[Start of GIVEN MATERIAL]
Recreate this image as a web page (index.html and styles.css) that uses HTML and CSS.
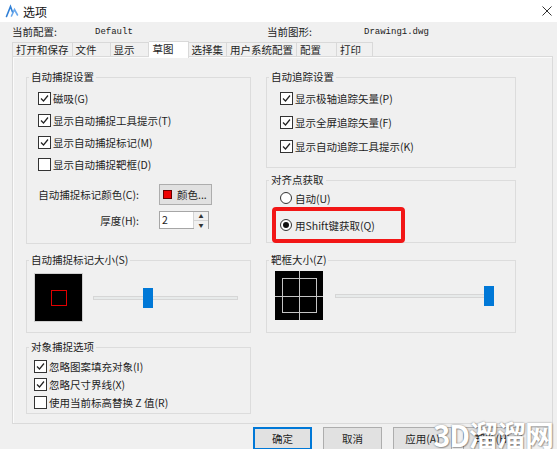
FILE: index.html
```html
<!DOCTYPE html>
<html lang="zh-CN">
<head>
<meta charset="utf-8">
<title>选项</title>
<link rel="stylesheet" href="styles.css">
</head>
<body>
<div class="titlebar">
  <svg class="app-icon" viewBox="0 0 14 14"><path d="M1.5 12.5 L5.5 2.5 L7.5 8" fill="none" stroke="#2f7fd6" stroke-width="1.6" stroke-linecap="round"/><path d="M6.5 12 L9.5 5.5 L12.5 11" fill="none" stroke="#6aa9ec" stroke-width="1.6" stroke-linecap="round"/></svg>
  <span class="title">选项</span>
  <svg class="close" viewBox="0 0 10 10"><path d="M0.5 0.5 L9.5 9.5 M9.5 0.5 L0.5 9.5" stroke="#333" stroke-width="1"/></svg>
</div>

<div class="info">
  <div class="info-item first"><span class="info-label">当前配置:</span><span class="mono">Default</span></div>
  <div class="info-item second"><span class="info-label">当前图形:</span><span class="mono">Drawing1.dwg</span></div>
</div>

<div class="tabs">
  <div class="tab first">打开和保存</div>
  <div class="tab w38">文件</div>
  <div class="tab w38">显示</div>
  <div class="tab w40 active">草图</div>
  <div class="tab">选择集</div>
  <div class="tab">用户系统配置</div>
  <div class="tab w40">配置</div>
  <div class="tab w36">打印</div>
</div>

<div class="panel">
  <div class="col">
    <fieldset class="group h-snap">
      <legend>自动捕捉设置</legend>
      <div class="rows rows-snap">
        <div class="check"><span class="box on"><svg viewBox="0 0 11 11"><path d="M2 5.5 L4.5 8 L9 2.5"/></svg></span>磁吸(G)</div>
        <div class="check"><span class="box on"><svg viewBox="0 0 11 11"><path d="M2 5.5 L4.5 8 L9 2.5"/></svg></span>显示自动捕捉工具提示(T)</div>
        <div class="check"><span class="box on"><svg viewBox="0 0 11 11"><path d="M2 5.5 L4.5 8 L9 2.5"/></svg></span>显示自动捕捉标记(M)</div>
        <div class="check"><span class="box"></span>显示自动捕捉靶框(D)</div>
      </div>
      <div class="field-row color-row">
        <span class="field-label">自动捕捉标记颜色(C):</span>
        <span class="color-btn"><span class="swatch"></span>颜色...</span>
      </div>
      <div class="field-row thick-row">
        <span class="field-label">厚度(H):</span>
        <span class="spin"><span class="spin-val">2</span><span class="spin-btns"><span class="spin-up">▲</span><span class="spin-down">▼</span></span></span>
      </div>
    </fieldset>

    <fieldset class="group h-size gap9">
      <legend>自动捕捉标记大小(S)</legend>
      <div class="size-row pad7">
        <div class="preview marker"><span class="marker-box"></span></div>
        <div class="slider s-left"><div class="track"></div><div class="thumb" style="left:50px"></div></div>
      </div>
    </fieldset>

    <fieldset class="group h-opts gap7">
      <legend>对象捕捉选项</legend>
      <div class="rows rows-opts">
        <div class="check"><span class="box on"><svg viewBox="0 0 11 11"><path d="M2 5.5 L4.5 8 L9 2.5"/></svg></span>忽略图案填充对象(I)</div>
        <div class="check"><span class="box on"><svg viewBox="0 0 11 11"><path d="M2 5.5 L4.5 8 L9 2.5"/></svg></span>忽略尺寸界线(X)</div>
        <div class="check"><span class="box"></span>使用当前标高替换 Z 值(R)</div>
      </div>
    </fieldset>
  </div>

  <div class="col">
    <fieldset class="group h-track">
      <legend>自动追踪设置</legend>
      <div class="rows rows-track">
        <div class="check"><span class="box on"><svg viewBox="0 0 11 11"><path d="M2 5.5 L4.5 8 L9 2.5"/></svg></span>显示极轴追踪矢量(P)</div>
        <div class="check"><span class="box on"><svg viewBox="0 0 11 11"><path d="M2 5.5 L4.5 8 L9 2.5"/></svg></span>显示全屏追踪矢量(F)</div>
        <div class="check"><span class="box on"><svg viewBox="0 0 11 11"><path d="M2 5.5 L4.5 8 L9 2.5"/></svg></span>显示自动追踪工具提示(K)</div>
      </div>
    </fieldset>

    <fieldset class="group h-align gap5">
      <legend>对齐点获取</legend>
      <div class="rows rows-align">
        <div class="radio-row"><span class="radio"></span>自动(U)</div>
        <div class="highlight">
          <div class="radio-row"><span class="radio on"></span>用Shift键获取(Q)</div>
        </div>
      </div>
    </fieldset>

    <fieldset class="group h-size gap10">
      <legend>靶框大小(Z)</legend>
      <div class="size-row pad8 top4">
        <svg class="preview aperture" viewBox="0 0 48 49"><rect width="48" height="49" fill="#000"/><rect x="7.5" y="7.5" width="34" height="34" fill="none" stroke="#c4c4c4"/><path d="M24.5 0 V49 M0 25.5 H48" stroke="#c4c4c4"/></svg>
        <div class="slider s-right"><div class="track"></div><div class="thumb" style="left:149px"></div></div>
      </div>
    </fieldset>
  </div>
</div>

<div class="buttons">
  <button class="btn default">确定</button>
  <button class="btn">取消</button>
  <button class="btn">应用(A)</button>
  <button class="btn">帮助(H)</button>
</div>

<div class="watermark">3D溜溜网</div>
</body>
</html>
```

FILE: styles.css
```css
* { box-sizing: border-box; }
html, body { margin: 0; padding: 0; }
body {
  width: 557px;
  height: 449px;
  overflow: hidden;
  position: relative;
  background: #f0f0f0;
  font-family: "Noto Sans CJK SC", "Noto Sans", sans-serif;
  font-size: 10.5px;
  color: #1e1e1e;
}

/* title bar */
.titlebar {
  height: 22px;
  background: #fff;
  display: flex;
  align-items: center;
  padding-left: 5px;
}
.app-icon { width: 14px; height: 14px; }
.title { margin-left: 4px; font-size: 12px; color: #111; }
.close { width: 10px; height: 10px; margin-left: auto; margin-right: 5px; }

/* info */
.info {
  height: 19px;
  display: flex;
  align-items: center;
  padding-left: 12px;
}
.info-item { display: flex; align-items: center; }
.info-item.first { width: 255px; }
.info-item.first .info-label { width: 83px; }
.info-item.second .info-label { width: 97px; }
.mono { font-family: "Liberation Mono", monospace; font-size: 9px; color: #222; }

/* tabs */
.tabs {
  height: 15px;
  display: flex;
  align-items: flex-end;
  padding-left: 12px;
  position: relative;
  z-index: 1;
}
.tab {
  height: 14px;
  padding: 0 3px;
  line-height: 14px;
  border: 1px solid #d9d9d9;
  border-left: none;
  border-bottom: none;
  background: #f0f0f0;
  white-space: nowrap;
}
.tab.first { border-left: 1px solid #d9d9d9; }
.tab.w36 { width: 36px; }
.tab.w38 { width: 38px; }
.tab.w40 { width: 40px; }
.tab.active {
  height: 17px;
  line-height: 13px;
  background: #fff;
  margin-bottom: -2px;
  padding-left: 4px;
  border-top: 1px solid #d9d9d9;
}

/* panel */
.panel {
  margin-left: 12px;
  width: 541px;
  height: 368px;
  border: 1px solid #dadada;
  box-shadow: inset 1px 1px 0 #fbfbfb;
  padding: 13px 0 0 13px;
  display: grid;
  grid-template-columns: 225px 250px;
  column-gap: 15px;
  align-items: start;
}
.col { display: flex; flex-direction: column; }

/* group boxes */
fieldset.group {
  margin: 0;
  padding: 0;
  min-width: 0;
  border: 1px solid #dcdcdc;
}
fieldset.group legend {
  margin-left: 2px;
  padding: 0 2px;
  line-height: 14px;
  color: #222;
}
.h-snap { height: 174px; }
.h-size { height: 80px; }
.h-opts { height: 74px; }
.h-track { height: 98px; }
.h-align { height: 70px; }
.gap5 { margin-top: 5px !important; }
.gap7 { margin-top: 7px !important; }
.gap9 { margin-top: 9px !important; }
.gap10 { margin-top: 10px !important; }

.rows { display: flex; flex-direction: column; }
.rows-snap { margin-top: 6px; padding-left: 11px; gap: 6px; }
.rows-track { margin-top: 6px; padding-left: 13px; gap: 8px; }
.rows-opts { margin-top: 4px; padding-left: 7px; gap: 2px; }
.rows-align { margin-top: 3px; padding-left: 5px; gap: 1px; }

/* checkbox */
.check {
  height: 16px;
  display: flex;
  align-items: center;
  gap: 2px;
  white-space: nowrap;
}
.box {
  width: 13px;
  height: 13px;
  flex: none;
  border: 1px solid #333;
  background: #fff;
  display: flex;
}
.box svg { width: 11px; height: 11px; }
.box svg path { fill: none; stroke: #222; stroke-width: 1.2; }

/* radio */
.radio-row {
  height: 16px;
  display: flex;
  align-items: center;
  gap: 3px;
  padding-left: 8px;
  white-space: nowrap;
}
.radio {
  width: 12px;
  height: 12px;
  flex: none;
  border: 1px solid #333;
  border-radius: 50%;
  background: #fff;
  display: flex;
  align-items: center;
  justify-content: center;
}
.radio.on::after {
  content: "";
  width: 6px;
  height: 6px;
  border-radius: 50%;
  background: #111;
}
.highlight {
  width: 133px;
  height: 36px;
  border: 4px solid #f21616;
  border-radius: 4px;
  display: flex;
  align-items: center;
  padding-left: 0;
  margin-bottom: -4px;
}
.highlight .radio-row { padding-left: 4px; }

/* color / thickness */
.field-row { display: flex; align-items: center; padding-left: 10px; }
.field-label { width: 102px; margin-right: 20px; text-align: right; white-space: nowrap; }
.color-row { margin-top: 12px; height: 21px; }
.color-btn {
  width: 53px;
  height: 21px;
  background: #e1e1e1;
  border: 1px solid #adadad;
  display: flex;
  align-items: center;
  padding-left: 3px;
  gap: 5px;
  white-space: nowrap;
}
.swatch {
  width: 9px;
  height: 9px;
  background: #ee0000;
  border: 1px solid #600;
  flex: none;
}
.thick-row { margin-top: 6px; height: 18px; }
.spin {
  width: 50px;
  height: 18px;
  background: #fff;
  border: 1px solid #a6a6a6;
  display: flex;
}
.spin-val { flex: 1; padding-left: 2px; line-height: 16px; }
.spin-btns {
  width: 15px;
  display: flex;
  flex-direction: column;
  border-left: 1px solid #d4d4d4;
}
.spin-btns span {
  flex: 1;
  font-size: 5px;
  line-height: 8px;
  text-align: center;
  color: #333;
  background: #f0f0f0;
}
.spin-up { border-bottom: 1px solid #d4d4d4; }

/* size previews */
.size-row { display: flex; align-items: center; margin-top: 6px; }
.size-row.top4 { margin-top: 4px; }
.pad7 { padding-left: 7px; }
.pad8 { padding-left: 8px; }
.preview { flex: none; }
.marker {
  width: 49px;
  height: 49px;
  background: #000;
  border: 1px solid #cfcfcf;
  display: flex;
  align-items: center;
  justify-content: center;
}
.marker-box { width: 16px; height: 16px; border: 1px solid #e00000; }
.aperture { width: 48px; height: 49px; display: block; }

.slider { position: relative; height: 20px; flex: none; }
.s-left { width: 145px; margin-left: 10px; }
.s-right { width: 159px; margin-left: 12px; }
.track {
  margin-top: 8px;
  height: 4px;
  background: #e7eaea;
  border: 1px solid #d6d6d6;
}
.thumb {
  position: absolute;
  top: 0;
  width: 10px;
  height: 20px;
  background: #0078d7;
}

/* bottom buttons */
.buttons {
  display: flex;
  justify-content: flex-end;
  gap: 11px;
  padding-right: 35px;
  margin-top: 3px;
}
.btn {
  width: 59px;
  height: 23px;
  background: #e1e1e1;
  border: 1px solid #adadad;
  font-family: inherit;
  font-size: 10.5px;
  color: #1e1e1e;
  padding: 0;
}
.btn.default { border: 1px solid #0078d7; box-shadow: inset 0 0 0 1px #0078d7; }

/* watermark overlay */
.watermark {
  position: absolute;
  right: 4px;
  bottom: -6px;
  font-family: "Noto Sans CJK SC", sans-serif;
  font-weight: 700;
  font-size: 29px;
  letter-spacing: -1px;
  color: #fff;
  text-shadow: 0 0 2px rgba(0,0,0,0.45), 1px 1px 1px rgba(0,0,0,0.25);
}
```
[End of GIVEN MATERIAL]
• WHAT NEEDS TO BE DONE:
State how many lines hold the word "index". The number is the whole answer.

• COMPLETE ANSWER:
3